# [DATA BLOCK]
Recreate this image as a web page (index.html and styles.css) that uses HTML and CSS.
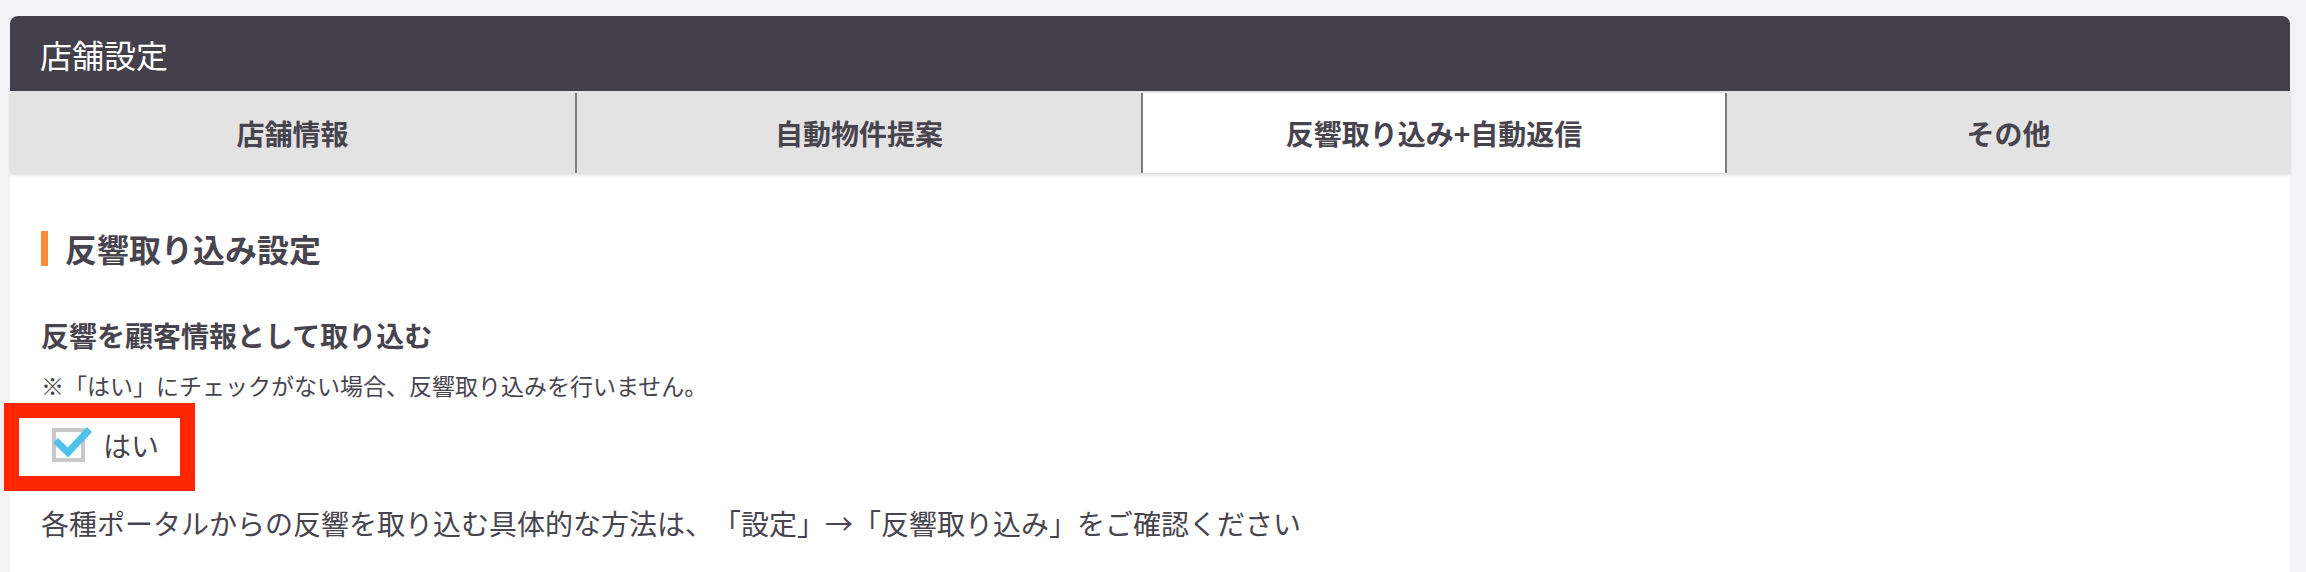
FILE: index.html
```html
<!DOCTYPE html>
<html lang="ja">
<head>
<meta charset="utf-8">
<title>店舗設定</title>
<link rel="stylesheet" href="styles.css">
</head>
<body>
<div class="card">
  <div class="card-header">店舗設定</div>
  <div class="tabs">
    <div class="tab">店舗情報</div>
    <div class="tab divided">自動物件提案</div>
    <div class="tab divided active">反響取り込み+自動返信</div>
    <div class="tab divided">その他</div>
  </div>
  <div class="card-body">
    <h2 class="section-title">反響取り込み設定</h2>
    <h3 class="field-label">反響を顧客情報として取り込む</h3>
    <p class="note">※「はい」にチェックがない場合、反響取り込みを行いません。</p>
    <div class="check-row">
      <span class="highlight"></span>
      <span class="checkbox">
        <svg class="checkmark" width="42" height="34" viewBox="0 0 42 34"><path d="M3.5 12.5 L16 24.5 L37.5 1.5" fill="none" stroke="#4fc1ea" stroke-width="7" stroke-linecap="butt" stroke-linejoin="miter"/></svg>
      </span>
      <span class="check-label">はい</span>
    </div>
    <p class="help">各種ポータルからの反響を取り込む具体的な方法は、「設定」→「反響取り込み」をご確認ください</p>
  </div>
</div>
</body>
</html>
```

FILE: styles.css
```css
html, body {
  margin: 0;
  padding: 0;
}
body {
  background: #f3f3f5;
  font-family: "Noto Sans CJK JP", "Noto Sans", sans-serif;
  color: #47444e;
  padding: 16px 16px 0 10px;
  overflow: hidden;
  text-spacing-trim: space-all;
}
.card {
  width: 2280px;
  background: #ffffff;
  border-radius: 8px 8px 0 0;
  min-height: 600px;
}
.card-header {
  height: 75px;
  background: #433f4b;
  border-radius: 8px 8px 0 0;
  color: #ffffff;
  font-size: 32px;
  display: flex;
  align-items: center;
  padding-left: 30px;
  box-sizing: border-box;
}
.tabs {
  display: grid;
  grid-template-columns: 565fr 566fr 584fr 565fr;
  height: 82px;
  background: #e3e3e3;
  padding-top: 2px;
  box-sizing: border-box;
  box-shadow: 0 2px 3px rgba(0, 0, 0, 0.14);
  position: relative;
}
.tab {
  display: flex;
  align-items: center;
  justify-content: center;
  font-size: 28px;
  font-weight: 700;
  color: #47444e;
}
.tab.divided {
  border-left: 2px solid #7b7980;
}
.tab.active {
  background: #ffffff;
}
.card-body {
  padding: 58px 0 0 31px;
}
.section-title {
  margin: 0;
  font-size: 32px;
  font-weight: 700;
  line-height: 35px;
  border-left: 7px solid #ff8c3b;
  padding-left: 17px;
  color: #47444e;
}
.field-label {
  margin: 49px 0 0 0;
  font-size: 28px;
  font-weight: 700;
  line-height: 40px;
}
.note {
  margin: 13px 0 0 0;
  font-size: 23px;
  line-height: 34px;
}
.check-row {
  position: relative;
  margin-top: 23px;
  height: 40px;
  display: flex;
  align-items: center;
  padding-left: 11px;
}
.highlight {
  position: absolute;
  left: -37px;
  top: -22px;
  width: 191px;
  height: 88px;
  border: 15px solid #ff2600;
  box-sizing: border-box;
}
.checkbox {
  position: relative;
  width: 33px;
  height: 34px;
  border: 4px solid #c9c9c9;
  box-sizing: border-box;
  background: #ffffff;
}
.checkmark {
  position: absolute;
  left: -4px;
  top: -4px;
  overflow: visible;
}
.check-label {
  margin-left: 18px;
  font-size: 28px;
  line-height: 40px;
}
.help {
  margin: 38px 0 0 0;
  font-size: 28px;
  line-height: 40px;
}
```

# [PROBLEM REQUIREMENTS]
Extract all lines from the data in which "index" is found.

# [EXERCISE RESULT]
Recreate this image as a web page (index.html and styles.css) that uses HTML and CSS.
FILE: index.html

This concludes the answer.